Papers (Thakur, 2010, Thakur, 2019, Alsaody et al., 2019) demonstrate that this statement is equivalent to the Kneser-Tits conjecture for the corresponding simple, simply connected algebraic group of type $E_{8,2}^{78}$ (with anisotropic kernel a strict inner $k$ -form of $E_6$ ). Specifically:

The structure group $\mathrm{Str}(A)$ models the anisotropic kernel of these groups.
The group-theoretic quotient

$\mathrm{Str}(A) / (C \cdot \mathrm{Instr}(A)) \simeq G(K)/G(K)^+$

shows the equivalence.

R-triviality (the property that $G(K)/R = \{1\}$ , where R denotes Manin's R-equivalence) is also established for such groups, further showing that any element can be connected to the identity via rational curves—a geometric manifestation of the generation property.

4. Methods and Structural Techniques

Advances toward the Kneser-Tits conjecture leverage a range of methodologies:

Quadratic and Cubic Form Theory: Analysis of quadratic form invariants (discriminant, Clifford invariant, hyperbolicity) and norm subgroups (e.g., $K^{\times 2}\prod_{\substack{E/K\ \text{quadratic}\ q_E\ \text{hyperbolic}}} N(E/K)$ ).
Jordan Algebras and Moufang Polygons: Via the structuring of Albert algebras, one classifies exceptional groups and links their group-theoretic properties to combinatorics of buildings (Moufang quadrangles, hexagons).
Cohomological and R-Equivalence Tools: Using the vanishing of the Whitehead group, Gille’s theorem on R-triviality, and explicit paths connecting group elements.
Explicit Factorizations and Unipotent Generation: Direct calculation as in the "Artinian Kneser-Tits" arguments for groups of various types (Ding, 9 Oct 2025)—for instance, decomposing torus elements into products of unipotent elements, both in the finite-dimensional and loop group contexts.

These methods collectively deliver both qualitative and quantitative insights, resolving the conjecture in families of groups previously not accessible and clarifying the boundaries of the property.

There are deep parallels between the Kneser-Tits problem and rigidity phenomena in combinatorics and topology, especially in the context of:

Kneser Graphs and Hypergraphs: The chromatic and fractional chromatic number of these graphs (see (Araujo-Pardo et al., 2014, Kupavskii, 2016, Haviv, 2023)), studied using extremal combinatorics, provide a discrete analog of the “generation by root groups” seen in the algebraic context.

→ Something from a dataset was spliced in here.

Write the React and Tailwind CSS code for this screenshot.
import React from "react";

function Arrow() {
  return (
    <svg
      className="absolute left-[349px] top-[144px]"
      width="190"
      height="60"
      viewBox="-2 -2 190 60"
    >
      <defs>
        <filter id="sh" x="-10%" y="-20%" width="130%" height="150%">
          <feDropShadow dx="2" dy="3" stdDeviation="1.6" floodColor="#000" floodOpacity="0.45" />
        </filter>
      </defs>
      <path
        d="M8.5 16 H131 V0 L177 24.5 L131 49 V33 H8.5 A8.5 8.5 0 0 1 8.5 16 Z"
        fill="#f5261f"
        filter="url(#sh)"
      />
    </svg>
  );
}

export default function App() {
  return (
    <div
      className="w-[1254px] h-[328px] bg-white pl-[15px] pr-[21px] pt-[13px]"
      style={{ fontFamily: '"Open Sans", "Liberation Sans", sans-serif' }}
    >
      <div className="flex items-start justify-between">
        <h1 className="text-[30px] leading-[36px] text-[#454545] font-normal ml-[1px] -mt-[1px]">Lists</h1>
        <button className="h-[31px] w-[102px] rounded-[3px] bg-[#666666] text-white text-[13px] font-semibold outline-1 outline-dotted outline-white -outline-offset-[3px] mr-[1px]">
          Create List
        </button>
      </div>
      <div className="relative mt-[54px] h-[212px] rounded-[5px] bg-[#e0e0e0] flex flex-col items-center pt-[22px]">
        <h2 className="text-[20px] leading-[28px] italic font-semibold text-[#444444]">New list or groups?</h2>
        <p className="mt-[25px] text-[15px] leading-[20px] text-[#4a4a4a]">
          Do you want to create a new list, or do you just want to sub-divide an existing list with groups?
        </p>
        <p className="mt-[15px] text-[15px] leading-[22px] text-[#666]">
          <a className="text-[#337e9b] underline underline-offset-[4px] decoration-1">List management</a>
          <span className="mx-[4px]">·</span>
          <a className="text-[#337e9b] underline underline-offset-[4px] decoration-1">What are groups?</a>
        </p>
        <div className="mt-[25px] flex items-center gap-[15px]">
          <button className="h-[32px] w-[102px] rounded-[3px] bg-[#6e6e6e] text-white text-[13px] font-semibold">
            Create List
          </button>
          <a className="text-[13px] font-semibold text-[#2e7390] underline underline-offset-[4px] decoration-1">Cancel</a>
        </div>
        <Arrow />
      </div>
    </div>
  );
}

For example, arguments showing the robust stability of chromatic numbers under random deletion or reduction echo the inherent rigidity in the algebraic structures.
Homotopy of Neighborhood Complexes: The decomposition of the neighborhood complex of Kneser graphs into a wedge of spheres (Nilakantan et al., 2018) illuminates the role of combinatorial and homotopical structure in problems like Kneser-Tits, which often depend on intrinsic connectedness and collapsibility properties.

The computational complexity of finding monochromatic edges in Kneser graphs given an undercoloring is shown to be fixed-parameter tractable (Haviv, 2022), and the total search problem (Kneser $^p$ ) is polynomially reducible to approximate fair-division (Consensus Division) problems (Haviv, 2023), underscoring the interplay between algebraic topology and combinatorial algorithms.

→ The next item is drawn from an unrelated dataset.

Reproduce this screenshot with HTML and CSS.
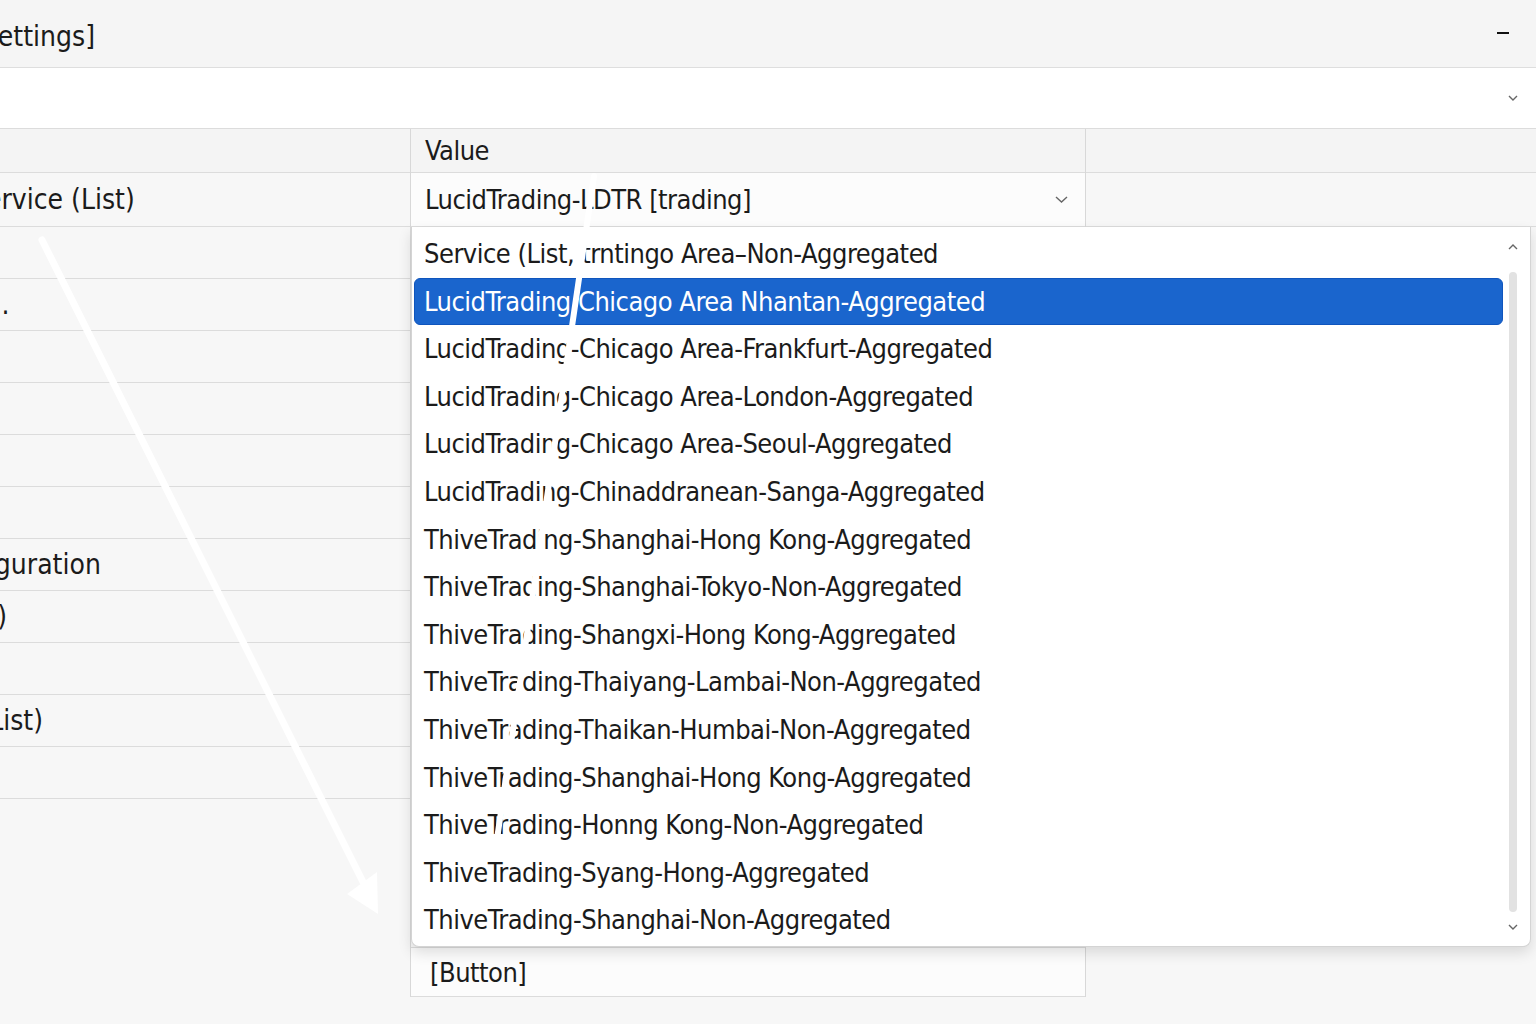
FILE: index.html
```html
<!DOCTYPE html>
<html lang="en">
<head>
    <meta charset="UTF-8">
    <title>Service Settings</title>
    <link rel="stylesheet" href="styles.css">
</head>
<body>
    <div class="window">
        <header class="titlebar">
            <span class="title">[Settings]</span>
            <button class="min-btn" title="Minimize"></button>
        </header>
        <div class="filter">
            <svg class="chev" width="10" height="6" viewBox="0 0 10 6"><polyline points="1,1 5,5 9,1"/></svg>
        </div>
        <div class="grid">
            <div class="col names">
                <div class="cell head"></div>
                <div class="cell first prop">Service (List)</div>
                <div class="cell"></div>
                <div class="cell prop">Sa.</div>
                <div class="cell"></div>
                <div class="cell"></div>
                <div class="cell"></div>
                <div class="cell"></div>
                <div class="cell cat">Configuration</div>
                <div class="cell cat">(Type)</div>
                <div class="cell"></div>
                <div class="cell cat">Set (List)</div>
                <div class="cell"></div>
            </div>
            <div class="col values">
                <div class="cell head">Value</div>
                <div class="cell first select">
                    <span>LucidTrading-LDTR [trading]</span>
                    <svg class="chev" width="13" height="7" viewBox="0 0 13 7"><polyline points="1,1 6.5,6 12,1"/></svg>
                </div>
                <div class="under">
                    <div class="dropdown">
                        <ul class="options">
                            <li>Service (List, trntingo Area–Non-Aggregated</li>
                            <li class="selected">LucidTrading Chicago Area Nhantan-Aggregated</li>
                            <li>LucidTrading-Chicago Area-Frankfurt-Aggregated</li>
                            <li>LucidTrading-Chicago Area-London-Aggregated</li>
                            <li>LucidTrading-Chicago Area-Seoul-Aggregated</li>
                            <li>LucidTrading-Chinaddranean-Sanga-Aggregated</li>
                            <li>ThiveTrading-Shanghai-Hong Kong-Aggregated</li>
                            <li>ThiveTrading-Shanghai-Tokyo-Non-Aggregated</li>
                            <li>ThiveTrading-Shangxi-Hong Kong-Aggregated</li>
                            <li>ThiveTrading-Thaiyang-Lambai-Non-Aggregated</li>
                            <li>ThiveTrading-Thaikan-Humbai-Non-Aggregated</li>
                            <li>ThiveTrading-Shanghai-Hong Kong-Aggregated</li>
                            <li>ThiveTrading-Honng Kong-Non-Aggregated</li>
                            <li>ThiveTrading-Syang-Hong-Aggregated</li>
                            <li>ThiveTrading-Shanghai-Non-Aggregated</li>
                        </ul>
                        <div class="scroll">
                            <svg class="chev" width="10" height="6" viewBox="0 0 10 6"><polyline points="1,5 5,1 9,5"/></svg>
                            <div class="track"></div>
                            <svg class="chev" width="10" height="6" viewBox="0 0 10 6"><polyline points="1,1 5,5 9,1"/></svg>
                        </div>
                    </div>
                </div>
                <div class="cell button-cell">[Button]</div>
            </div>
            <div class="col rest">
                <div class="cell head"></div>
                <div class="cell first"></div>
            </div>
        </div>
    </div>

    <!-- stray white strokes that lie over the screen -->
    <svg class="strokes" width="1536" height="1024" viewBox="0 0 1536 1024">
        <line x1="42" y1="240" x2="368" y2="892" stroke="#fff" stroke-width="7" stroke-linecap="round"/>
        <polygon points="347,894 377,872 378,914" fill="#fff"/>
        <line x1="594" y1="176" x2="496" y2="846" stroke="#fff" stroke-width="6" stroke-linecap="round"/>
    </svg>
</body>
</html>
```

FILE: styles.css
```css
body {
    margin: 0;
    background-color: #f7f7f7;
    font-family: "Liberation Sans Narrow", "DejaVu Sans Condensed", sans-serif;
    color: #1b1b1b;
    overflow: hidden;
    position: relative;
}

.window {
    margin-left: -70px;
}

.titlebar {
    height: 68px;
    box-sizing: border-box;
    background-color: #f5f5f5;
    border-bottom: 1px solid #dedede;
    display: flex;
    align-items: center;
    justify-content: space-between;
    padding: 5px 27px 0 42px;
    font-size: 28px;
}

.min-btn {
    width: 12px;
    height: 2px;
    padding: 0;
    margin-top: -6px;
    border: none;
    background-color: #111;
}

.filter {
    height: 61px;
    box-sizing: border-box;
    background-color: #fff;
    border-bottom: 1px solid #dcdcdc;
    display: flex;
    align-items: center;
    justify-content: flex-end;
    padding-right: 18px;
}

.chev polyline {
    fill: none;
    stroke: #666;
    stroke-width: 1.4;
}

.grid {
    display: flex;
}

.names {
    width: 480px;
}

.values {
    width: 676px;
    box-sizing: border-box;
    border-left: 1px solid #d8d8d8;
    border-right: 1px solid #d8d8d8;
}

.rest {
    flex: 1;
}

.cell {
    height: 52px;
    box-sizing: border-box;
    border-bottom: 1px solid #dcdcdc;
    display: flex;
    align-items: center;
    font-size: 28px;
    white-space: nowrap;
}

.cell.head {
    height: 44px;
    background-color: #f4f4f4;
}

.cell.first {
    height: 54px;
}

.prop {
    padding-left: 40px;
}

.cat {
    padding-left: 0;
}

.values .cell {
    padding-left: 14px;
    font-size: 27px;
    letter-spacing: -0.5px;
}

.select {
    background-color: #fcfcfc;
    justify-content: space-between;
    padding-right: 17px;
}

.under {
    height: 720px;
    position: relative;
}

.dropdown {
    position: absolute;
    top: 0;
    left: 0;
    width: 1120px;
    height: 720px;
    box-sizing: border-box;
    background-color: #fff;
    border: 1px solid #d4d4d4;
    border-top: none;
    border-radius: 0 0 8px 8px;
    box-shadow: 0 6px 14px rgba(0, 0, 0, 0.12);
    display: flex;
    z-index: 2;
}

.options {
    flex: 1;
    list-style: none;
    margin: 0;
    padding: 3px 0 0 2px;
}

.options li {
    height: 47.6px;
    line-height: 47.6px;
    padding-left: 10px;
    font-size: 27px;
    letter-spacing: -0.5px;
    white-space: nowrap;
}

.options li.selected {
    background-color: #1a65cd;
    border: 1px solid #0f55bd;
    border-radius: 6px;
    color: #fff;
    box-sizing: border-box;
    line-height: 45px;
    padding-left: 9px;
}

.scroll {
    width: 27px;
    display: flex;
    flex-direction: column;
    align-items: flex-start;
    padding-left: 5px;
    box-sizing: border-box;
    padding-top: 17px;
}

.track {
    width: 8px;
    height: 640px;
    margin: 22px 0 12px 1px;
    background-color: #e2e2e2;
    border-radius: 4px;
}

.button-cell {
    height: 50px;
    background-color: #fcfcfc;
    border-top: 1px solid #dcdcdc;
}

.values .button-cell {
    padding-left: 19px;
}

.strokes {
    position: absolute;
    top: 0;
    left: 0;
    pointer-events: none;
    z-index: 5;
}
```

6. Extensions: Loop Groups and Infinite-Dimensional Analogs

The Kneser-Tits property is not confined to finite-dimensional groups. Recent results (Ding, 9 Oct 2025) use Kneser-Tits style arguments to establish the reducedness of twisted loop groups: for a group $G$ over $k((t))$ , the loop group $LG(R) = G(R((t)))$ is reduced if every torus element factors as a product of unipotents, mirroring the finite-dimensional generation statement. This methodology covers both split and non-split (quasi-split) cases and has significant implications for the geometry of affine Grassmannians and flag varieties.

The technical steps involve explicit matrix factorizations for $SL_2$ , the analysis of root data in split groups, explorations of Weil restriction for disconnected Galois orbits, and induction over Artinian rings, cumulatively verifying the analog of the Kneser-Tits property for infinite-dimensional algebraic groups.

7. Broader Impact and Open Directions

Resolving the Kneser-Tits problem in key cases (notably for groups of type $E_8$ , $E_7$ , and associated Jordan algebras) both confirms foundational conjectures and provides a toolkit for broader classes of problems:

Establishes generation properties critical for analyzing rationality, essential dimension, and R-equivalence in algebraic groups.
Lays groundwork for applications to arithmetic groups, moduli of bundles, and representation theory.
Demonstrates structural rigidity reflected in both algebraic and combinatorial/topological invariants, influencing methods in building theory and extremal combinatorics.

Continuing developments include the extension of these principles to more general classes of algebraic groups, the exploration of connections with computational complexity, and the use of combinatorial-topological approaches (e.g., consensus division) to illuminate algebraic phenomena. The interplay between algebraic group theory, geometric topology, and combinatorics remains a fertile ground for resolving outstanding cases and unifying disparate perspectives on structure and generation in high symmetry contexts.